L'article L. 411-1 édicte une présomption d'imputabilité au travail d'un accident survenu au lieu et au temps du travail qui s'applique dans les rapports du salarié victime avec la caisse.
Pour que la présomption d'accident du travail trouve à s'appliquer, il convient cependant que Mme [Z] démontre la matérialité d'un fait soudain survenu au temps et au lieu du travail.
Les déclarations de la victime ne suffisent pas à elles seules à établir le caractère professionnel de l'accident.
Les juges apprécient souverainement la matérialité des faits.
Il résulte de l'enquête de la caisse et des déclarations des témoins, M. [H] [D], président de l'école et M. [I] [Y], responsable achat média, qu'au cours de la réunion bimensuelle du 13 décembre 2017, Mme [Z] s'est effondrée, a perdu connaissance et que les pompiers ont été appelés.
Ces éléments établissent l'existence d'un fait accidentel au temps et au lieu du travail de sorte que la présomption d'imputabilité a vocation à s'appliquer et qu'il appartient à la caisse de la renverser en rapportant la preuve de l'existence d'une cause totalement étrangère au travail.
Celle-ci, qui se borne à soutenir que la réunion s'est déroulée sans parole ou acte désagréable, de façon normale et que ce malaise est à relier à ses conditions de travail, Mme [Z] ayant déclaré la veille à un collègue 'vivre un enfer' puis à l'enquêteur de la caisse qu'elle était dans un grand état d'anxiété avant la réunion, est défaillant dans cette démonstration.
De surcroît, la notion de lésions psychologiques auxquelles l'anxiété réactionnelle fait référence ne saurait exclure la qualification d'accident du travail dès lors que celles-ci sont imputables à un événement survenu à une date certaine, ce qui est le cas en l'espèce.
En conséquence, le jugement déféré doit être infirmé en toutes ses dispositions et la caisse doit être condamnée à prendre en charge l'accident du travail survenu le 13 décembre 2017.

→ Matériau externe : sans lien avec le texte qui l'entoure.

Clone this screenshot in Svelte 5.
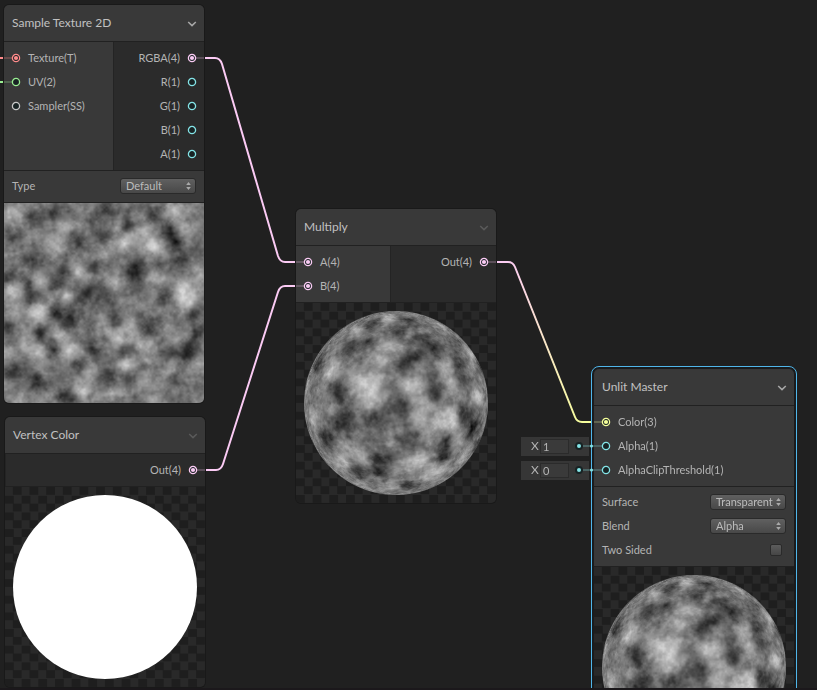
<script>
  const colors = {
    red: '#ff8b8b',
    green: '#9aef92',
    grey: '#c8c8c8',
    cyan: '#84e4e7',
    pink: '#fbcbf4',
    yellow: '#f6ff9a'
  };

  const nodes = [
    {
      title: 'Sample Texture 2D', x: 4, y: 5, open: true, split: 109,
      inputs: [
        { name: 'Texture(T)', color: 'red', linked: true },
        { name: 'UV(2)', color: 'green', stub: true },
        { name: 'Sampler(SS)', color: 'grey' }
      ],
      outputs: [
        { name: 'RGBA(4)', color: 'pink', linked: true },
        { name: 'R(1)', color: 'cyan' },
        { name: 'G(1)', color: 'cyan' },
        { name: 'B(1)', color: 'cyan' },
        { name: 'A(1)', color: 'cyan' }
      ],
      settings: [{ name: 'Type', options: ['Default', 'Normal'] }],
      preview: 'texture'
    },
    {
      title: 'Vertex Color', x: 5, y: 417, split: 0,
      inputs: [],
      outputs: [{ name: 'Out(4)', color: 'pink', linked: true }],
      settings: [],
      preview: 'flat'
    },
    {
      title: 'Multiply', x: 296, y: 209, split: 94,
      inputs: [
        { name: 'A(4)', color: 'pink', linked: true },
        { name: 'B(4)', color: 'pink', linked: true }
      ],
      outputs: [{ name: 'Out(4)', color: 'pink', linked: true }],
      settings: [],
      preview: 'sphere'
    },
    {
      title: 'Unlit Master', x: 594, y: 369, open: true, selected: true, split: 200,
      inputs: [
        { name: 'Color(3)', color: 'yellow', linked: true },
        { name: 'Alpha(1)', color: 'cyan', stub: true, value: '1' },
        { name: 'AlphaClipThreshold(1)', color: 'cyan', stub: true, value: '0' }
      ],
      outputs: [],
      settings: [
        { name: 'Surface', options: ['Transparent', 'Opaque'] },
        { name: 'Blend', options: ['Alpha', 'Premultiply', 'Additive', 'Multiply'] },
        { name: 'Two Sided', toggle: true }
      ],
      preview: 'sphere'
    }
  ];

  // x, y, radius, level
  const textureSpots = [
    [28, 14, 7, -75], [49, 9, 6, -75], [74, 38, 8, -75], [98, 34, 7, -60], [124, 21, 7, -65],
    [166, 28, 8, -85], [172, 40, 7, -70], [178, 58, 8, -65], [10, 28, 8, -45], [9, 39, 7, -40],
    [26, 56, 8, -65], [58, 68, 7, -60], [89, 61, 7, -60], [129, 64, 9, -75], [131, 78, 10, -55],
    [81, 90, 8, -65], [98, 95, 9, -55], [26, 93, 6, -75], [24, 82, 6, -50], [51, 80, 7, -60],
    [51, 109, 7, -90], [63, 118, 7, -90], [36, 131, 7, -85], [48, 146, 7, -60], [4, 124, 7, -60],
    [89, 149, 8, -65], [121, 148, 8, -60], [113, 116, 7, -50], [144, 124, 9, -75], [161, 90, 9, -70],
    [165, 149, 8, -60], [184, 149, 8, -95], [193, 131, 7, -55], [9, 168, 8, -80], [33, 178, 8, -70],
    [63, 193, 8, -85], [101, 174, 9, -75], [124, 174, 7, -55], [169, 179, 8, -35], [188, 111, 7, -60],
    [103, 6, 7, -55], [149, 11, 7, -50], [86, 119, 7, -35], [73, 163, 8, -40], [197, 50, 7, -55],
    [3, 74, 7, -55], [153, 61, 7, -45], [72, 104, 9, -25], [134, 192, 6, -35], [90, 15, 8, -30],
    [9, 13, 11, 60], [49, 41, 10, 60], [61, 24, 8, 50], [119, 39, 10, 75], [148, 43, 9, 95],
    [139, 26, 8, 45], [171, 8, 8, 65], [179, 26, 9, 45], [96, 49, 7, 50], [73, 66, 7, 95],
    [63, 93, 6, 85], [111, 77, 9, 55], [153, 77, 9, 60], [179, 86, 9, 80], [183, 98, 9, 65],
    [8, 88, 9, 70], [36, 79, 6, 55], [36, 109, 8, 95], [11, 111, 9, 45], [66, 146, 8, 95],
    [54, 131, 8, 50], [116, 133, 9, 65], [128, 121, 7, 45], [143, 143, 11, 55], [23, 139, 9, 50],
    [4, 152, 9, 50], [36, 150, 7, 60], [88, 166, 8, 65], [121, 161, 7, 75], [79, 186, 10, 60],
    [108, 189, 8, 50], [139, 179, 9, 50], [166, 163, 8, 50], [193, 163, 8, 40], [171, 138, 7, 50],
    [196, 71, 8, 50], [39, 196, 7, 35], [148, 197, 7, 45], [96, 120, 6, 40], [18, 198, 8, 30]
  ];
  const sphereSpots = [
    [61, 27, 9, 60], [91, 15, 9, 50], [144, 22, 9, 45], [94, 44, 11, 55], [66, 79, 11, 80],
    [79, 90, 10, 55], [71, 101, 8, 55], [114, 84, 10, 80], [151, 64, 8, 60], [154, 80, 7, 55],
    [156, 114, 9, 100], [141, 120, 9, 50], [124, 114, 9, 45], [39, 65, 10, 60], [31, 75, 9, 50],
    [174, 50, 9, 70], [182, 94, 8, 90], [67, 155, 9, 45], [52, 144, 8, 45], [44, 160, 12, 60],
    [111, 160, 10, 50], [137, 169, 11, 75], [127, 157, 8, 50], [161, 137, 9, 60], [167, 154, 10, 50],
    [17, 114, 10, 60], [37, 104, 9, 25], [94, 140, 8, 30], [97, 184, 9, 45], [147, 180, 10, 55],
    [12, 80, 10, 40], [65, 182, 10, 40], [127, 68, 8, 25], [130, 100, 8, 30], [80, 60, 10, 35],
    [76, 20, 9, -75], [102, 29, 8, -65], [113, 17, 8, -60], [54, 44, 9, -60], [74, 39, 8, -55],
    [127, 37, 8, -70], [139, 45, 8, -70], [109, 59, 9, -65], [121, 53, 7, -50], [22, 60, 11, -80],
    [39, 82, 9, -80], [46, 95, 8, -60], [139, 91, 7, -80], [136, 75, 8, -50], [102, 101, 10, -70],
    [79, 115, 9, -70], [51, 113, 8, -60], [39, 118, 8, -65], [111, 137, 9, -70], [31, 135, 10, -80],
    [82, 153, 8, -75], [82, 168, 8, -90], [62, 169, 9, -75], [146, 153, 7, -90], [151, 139, 7, -75],
    [111, 183, 9, -70], [167, 110, 9, -95], [176, 125, 10, -90], [162, 60, 9, -60], [167, 77, 8, -50],
    [184, 64, 9, -60], [51, 126, 8, -40], [180, 142, 10, -50], [96, 152, 7, -35], [160, 40, 9, -45]
  ];

  function hash(x, y) {
    const s = Math.sin(x * 127.1 + y * 311.7) * 43758.5453;
    return s - Math.floor(s);
  }

  function valueNoise(x, y) {
    const ix = Math.floor(x);
    const iy = Math.floor(y);
    const fx = (x - ix) ** 2 * (3 - 2 * (x - ix));
    const fy = (y - iy) ** 2 * (3 - 2 * (y - iy));
    const top = hash(ix, iy) * (1 - fx) + hash(ix + 1, iy) * fx;
    const bottom = hash(ix, iy + 1) * (1 - fx) + hash(ix + 1, iy + 1) * fx;
    return top * (1 - fy) + bottom * fy - 0.5;
  }

  // spreads the disc out so that spots get thinner towards the rim
  function unwrap(x, y) {
    const dx = x - 100;
    const dy = y - 100;
    const d = Math.min(Math.hypot(dx, dy) / 92, 1);
    const k = d > 0 ? Math.asin(d) / d : 1;
    return [100 + dx * k, 100 + dy * k];
  }

  function clouds(canvas, round) {
    const ctx = canvas.getContext('2d');
    const image = ctx.createImageData(200, 200);
    const grow = round ? 1.3 : 1.15;
    const spots = (round ? sphereSpots : textureSpots).map(([x, y, r, level]) => {
      const [u, v] = round ? unwrap(x, y) : [x, y];
      return [u, v, r * grow, level * 0.9];
    });
    for (let y = 0; y < 200; y++) {
      for (let x = 0; x < 200; x++) {
        const i = (y * 200 + x) * 4;
        const rim = Math.hypot(x + 0.5 - 100, y + 0.5 - 100);
        if (round && rim > 92.5) continue;
        const [u, v] = round ? unwrap(x, y) : [x, y];
        let level = 118;
        for (const [sx, sy, r, amount] of spots) {
          const d = ((u - sx) ** 2 + (v - sy) ** 2) / (r * r);
          if (d < 6) level += amount * Math.exp(-d);
        }
        // rotated lattice, so the cells do not line up with the pixel rows
        const a = u * 0.8 + v * 0.6;
        const b = v * 0.8 - u * 0.6;
        level += valueNoise(a / 8 + 40, b / 8) * 42;
        level += valueNoise(a / 4, b / 4 + 70) * 32;
        level += valueNoise(u / 2, v / 2 + 90) * 16;
        image.data[i] = image.data[i + 1] = image.data[i + 2] = level;
        image.data[i + 3] = round ? 255 * Math.min(1, 92.5 - rim) : 255;
      }
    }
    ctx.putImageData(image, 0, 0);
  }
</script>

{#snippet port(p, side)}
  <svg class="port" width="16" height="12" viewBox={side === 'in' ? '0 0 16 12' : '-8 0 16 12'}>
    {#if p.linked || p.stub}
      <path d="M0 6H8" stroke={colors[p.color]} stroke-opacity=".3" stroke-width="1.5" />
    {/if}
    <circle cx={side === 'in' ? 12 : -4} cy="6" r="3.6" fill="#182324" stroke={colors[p.color]} stroke-width="1.3" />
    {#if p.linked}
      <circle cx={side === 'in' ? 12 : -4} cy="6" r="2.1" fill={colors[p.color]} />
    {/if}
  </svg>
{/snippet}

<main class="graph">
  <svg class="wires" width="817" height="690" fill="none" stroke-width="2">
    <defs>
      <linearGradient id="fade" gradientUnits="userSpaceOnUse" x1="496" y1="262" x2="594" y2="422">
        <stop offset="0" stop-color="#fbcbf4" />
        <stop offset="1" stop-color="#f6ff9a" />
      </linearGradient>
    </defs>
    <path d="M0 58H4" stroke={colors.red} />
    <path d="M0 82H4" stroke={colors.green} />
    <path d="M204 58H215Q220 58 222 64L278 256Q280 262 285 262H296" stroke={colors.pink} />
    <path d="M205 470H216Q221 470 223 464L278 292Q280 286 285 286H296" stroke={colors.pink} />
    <path d="M496 262H508Q513 262 515 267L575 417Q577 422 582 422H594" stroke="url(#fade)" />
  </svg>

  {#each nodes as node, n}
    <section class="node" class:selected={node.selected} style="left: {node.x}px; top: {node.y}px">
      <header>
        <h2>{node.title}</h2>
        <button class="fold" class:dim={!node.open} aria-label="Collapse {node.title}">
          <svg width="10" height="6" viewBox="0 0 10 6" fill="none" stroke="currentColor" stroke-width="1.5">
            <path d="M1.2 1L5 4.6L8.8 1" />
          </svg>
        </button>
      </header>

      <div class="ports">
        {#if node.inputs.length}
          <ul class="inputs" style="width: {node.split}px">
            {#each node.inputs as p, i}
              <li>
                {#if p.value}
                  <div class="value">
                    <label for="value-{n}-{i}">X</label>
                    <input id="value-{n}-{i}" type="text" value={p.value} />
                    <svg width="20" height="10" viewBox="0 0 20 10">
                      <path d="M9 5H20" stroke={colors.cyan} stroke-opacity=".35" stroke-width="1.5" />
                      <circle cx="5" cy="5" r="4" fill="#182324" />
                      <circle cx="5" cy="5" r="2" fill={colors.cyan} />
                      <circle cx="17.5" cy="5" r="1.5" fill={colors.cyan} />
                    </svg>
                  </div>
                {/if}
                {@render port(p, 'in')}
                {p.name}
              </li>
            {/each}
          </ul>
        {/if}
        {#if node.outputs.length}
          <ul class="outputs">
            {#each node.outputs as p}
              <li>{p.name}{@render port(p, 'out')}</li>
            {/each}
          </ul>
        {/if}
      </div>

      {#if node.settings.length}
        <div class="settings">
          {#each node.settings as s, i}
            <div class="setting">
              <label for="setting-{n}-{i}">{s.name}</label>
              {#if s.toggle}
                <input id="setting-{n}-{i}" type="checkbox" />
              {:else}
                <div class="dropdown">
                  <select id="setting-{n}-{i}">
                    {#each s.options as option}
                      <option>{option}</option>
                    {/each}
                  </select>
                  <svg width="5" height="8" viewBox="0 0 5 8" fill="#aaa">
                    <path d="M2.5 0L4.8 3H.2ZM2.5 8L4.8 5H.2Z" />
                  </svg>
                </div>
              {/if}
            </div>
          {/each}
        </div>
      {/if}

      <div class="preview">
        {#if node.preview === 'flat'}
          <div class="disc"></div>
        {:else}
          <canvas width="200" height="200" use:clouds={node.preview === 'sphere'}></canvas>
        {/if}
      </div>
    </section>
  {/each}
</main>

<style>
  :global(body) {
    background: #202020;
  }

  .graph {
    position: relative;
    height: 100vh;
    overflow: hidden;
    box-sizing: border-box;
    border-bottom: 2px solid #1b181b;
    background: #202020;
    color: #b4b4b4;
    font: 11px/24px Lato, "Noto Sans", sans-serif;
  }

  .wires {
    position: absolute;
    left: 0;
    top: 0;
  }

  .node {
    position: absolute;
    width: 200px;
    border-radius: 5px;
    box-shadow: 0 0 0 1px #191919;
  }

  .selected {
    box-shadow: 0 0 0 2px #191b1d;
    outline: 1px solid #50b6ea;
    outline-offset: 2px;
  }

  header {
    display: flex;
    align-items: center;
    justify-content: space-between;
    height: 36px;
    padding: 0 7px 0 8px;
    background: #393939;
    border-bottom: 1px solid #212121;
    border-radius: 5px 5px 0 0;
  }

  h2 {
    margin: 0;
    font-size: 12px;
    font-weight: 400;
    color: #c1c1c1;
  }

  .fold {
    display: flex;
    padding: 2px 0 0;
    border: none;
    background: none;
    color: #a8a8a8;
  }

  .dim {
    color: #5a5a5a;
  }

  .ports {
    display: flex;
    background: #2b2b2b;
  }

  ul {
    margin: 0;
    padding: 4px 0;
    list-style: none;
  }

  li {
    position: relative;
    display: flex;
    align-items: center;
    gap: 8px;
    height: 24px;
    white-space: nowrap;
  }

  .inputs {
    background: #393939;
  }

  .outputs {
    flex: 1;
    border-left: 1px solid #242424;
  }

  .outputs li {
    justify-content: flex-end;
  }

  .port {
    flex: none;
    overflow: visible;
  }

  .value {
    position: absolute;
    right: 100%;
    display: flex;
    align-items: center;
    box-sizing: border-box;
    width: 73px;
    height: 19px;
    padding-left: 10px;
    background: linear-gradient(to right, #363636 68px, transparent 68px);
  }

  .value label {
    width: 9px;
    font-size: 12px;
  }

  .value input {
    box-sizing: border-box;
    width: 29px;
    height: 15px;
    margin-right: 5px;
    padding: 0 0 0 2px;
    border: 1px solid #2b2b2b;
    background: #3a3a3a;
    color: inherit;
    font: inherit;
    line-height: 13px;
  }

  .value svg {
    flex: none;
  }

  .settings {
    padding: 3px 8px 4px;
    background: #393939;
    border-top: 1px solid #212121;
  }

  .setting {
    display: flex;
    align-items: center;
    justify-content: space-between;
    height: 24px;
  }

  .dropdown {
    position: relative;
    display: flex;
    align-items: center;
  }

  .dropdown svg {
    position: absolute;
    right: 5px;
  }

  select {
    appearance: none;
    box-sizing: border-box;
    width: 76px;
    height: 16px;
    padding: 0 0 0 5px;
    border: 1px solid #2a2a2a;
    border-radius: 3px;
    background: linear-gradient(#606060, #484848);
    color: #bcbcbc;
    font: inherit;
    line-height: 14px;
  }

  input[type="checkbox"] {
    appearance: none;
    width: 12px;
    height: 12px;
    margin: 0 4px 0 0;
    border: 1px solid #2a2a2a;
    border-radius: 2px;
    background: linear-gradient(#5c5c5c, #464646);
  }

  .preview {
    height: 200px;
    border-top: 1px solid #212121;
    border-radius: 0 0 5px 5px;
    background: repeating-conic-gradient(#1e1e1e 0 25%, #292929 0 50%) 0 0 / calc(100% / 12) calc(100% / 12);
    overflow: hidden;
  }

  .disc {
    width: 184px;
    height: 184px;
    margin: 8px;
    border-radius: 50%;
    background: #fff;
  }

  canvas {
    display: block;
  }
</style>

Sur les dépens et les demandes accessoires
La caisse, qui succombe à l'instance, est condamnée aux dépens éventuellement exposés depuis le 1er janvier 2019 et condamnée à payer à Mme [Z] la somme de 2 500 euros au titre de l'article 700 du code de procédure civile.
Elle sera corrélativement déboutée de sa demande fondée sur les dispositions de l'article 700 du code de procédure civile.
PAR CES MOTIFS
La cour, après en avoir délibéré, statuant publiquement et par arrêt contradictoire,
Ordonne la jonction, sous le numéro de RG 20/01544, des procédures enregistrées sous les numéros de RG 20/01544 et RG 20/01607 ;
Infirme le jugement rendu le 8 juin 2020 par le pôle social du tribunal judiciaire de Nanterre (RG n°19/00347) en toutes ses dispositions ;
Statuant à nouveau et y ajoutant,
Condamne la caisse primaire d'assurance maladie des Hauts-de-Seine à prendre en charge l'accident dont Mme [Z] a été victime le 13 décembre 2017 au titre de la législation sur les risques professionnels ;
Condamne la caisse primaire d'assurance maladie des Hauts-de-Seine aux dépens éventuellement exposés depuis le 1er janvier 2019 ;
Déboute la caisse primaire d'assurance maladie des Hauts-de-Seine de sa demande d'indemnité sur le fondement de l'article 700 du code de procédure civile ;
Condamne la caisse primaire d'assurance maladie des Hauts-de-Seine à payer à Mme [Z] la somme de 2 500 euros au titre de l'article 700 du code de procédure civile ;
Prononcé par mise à disposition de l'arrêt au greffe de la cour, les parties en ayant été préalablement avisées dans les conditions prévues au deuxième alinéa de l'article 450 du code de procédure civile.
Signé par Madame Sylvia Le Fischer, Président, et par Madame Morgane Baché, Greffier, auquel le magistrat signataire a rendu la minute.